Currently, the allegations are still just part of a tort claim. Claims can be reduced (make a bunch of allegations and see what sticks) and resolved with negotiation.  Maybe the professionals on both sides of the dispute can set aside or compartmentalize their differences and still meet their  obligations the way some successful, albeit feuding, sports teams have in the past. The New York Yankees owned by George Steinbrenner and managed by Billy Martin still won world championships in spite of themselves. As many professional teams have proved, unity is not a prerequisite for winning championships or doing your job.

But the present dispute could also be masking bigger issues. There has been talk, though not confirmed, that some La Verne Fire Department staff want to go county where the compensation is greater.

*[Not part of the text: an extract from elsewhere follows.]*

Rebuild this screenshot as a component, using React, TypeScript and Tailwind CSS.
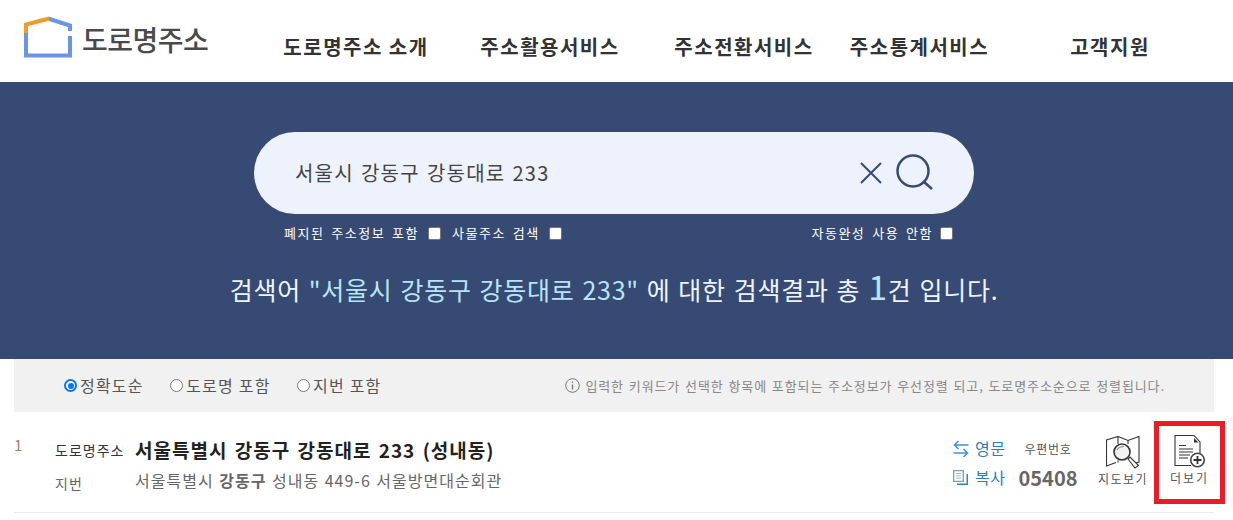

If so, it might cause city leaders, if not the public, to again raise the perennial election question, is it time to contract out the city’s fire services or at least have a dispassionate discussion on the subject?

City or County?

La Verne Online posed the question to the chief: “Would you welcome the debate?”

“I’ll just say that gets into a policy decision,” Jankowski said. “If policymakers decide to go to a different service, I will support that anyway I can.”

Jankowski added that in weighing the pros and cons, which he can lay out, policymakers have to decide what level of service they want the La Verne Fire Department to provide. “And that’s true for fire, police, water, garbage,” Jankowski said. “They could collect the garbage once a month and that would be a lot cheaper. Does the community want that? If you do, if you’re fine with stinky trash outside your house for 28 days, you’ll save money, 100 percent, I guarantee it.”

Jankowski said any financial calculations and comparisons would have to factor in reimbursements and other grants the City receives. By all accounts, Jankowski has been a good steward of the city’s finite resources.

“We don’t make frivolous expenses,” Jankowski said. “Every dollar we spend is approved by council and we take it very seriously.”

Then he drew another comparison about the city-county fire services debate that always seems to be brewing just below the surface in La Verne..

“There are people who like Costco and other people who only shop at Stater Brothers,” he said. “Both are fantastic, you just have to decide what you want. For some, cost will be the deciding factor, for others, the driving distance to either store will be most important.

“It’s the same with the fire department and La Verne. Some people want to go to Costco and have a big agency and contract services; other people want to a Stater Brothers feel. There are plusses and minuses with both. At Stater Brothers, you know the guy’s name behind the counter.

“My job is not to make those decisions,” he concluded, but to execute the wishes of the council and city manager.

For now, Chief Jankowski has bigger concerns keeping him up at night, like how he and his department on Christmas morning will be able to deliver Santa and thousands of bags of candy, fruit and peanuts to all those kids living on La Verne’s 943 streets.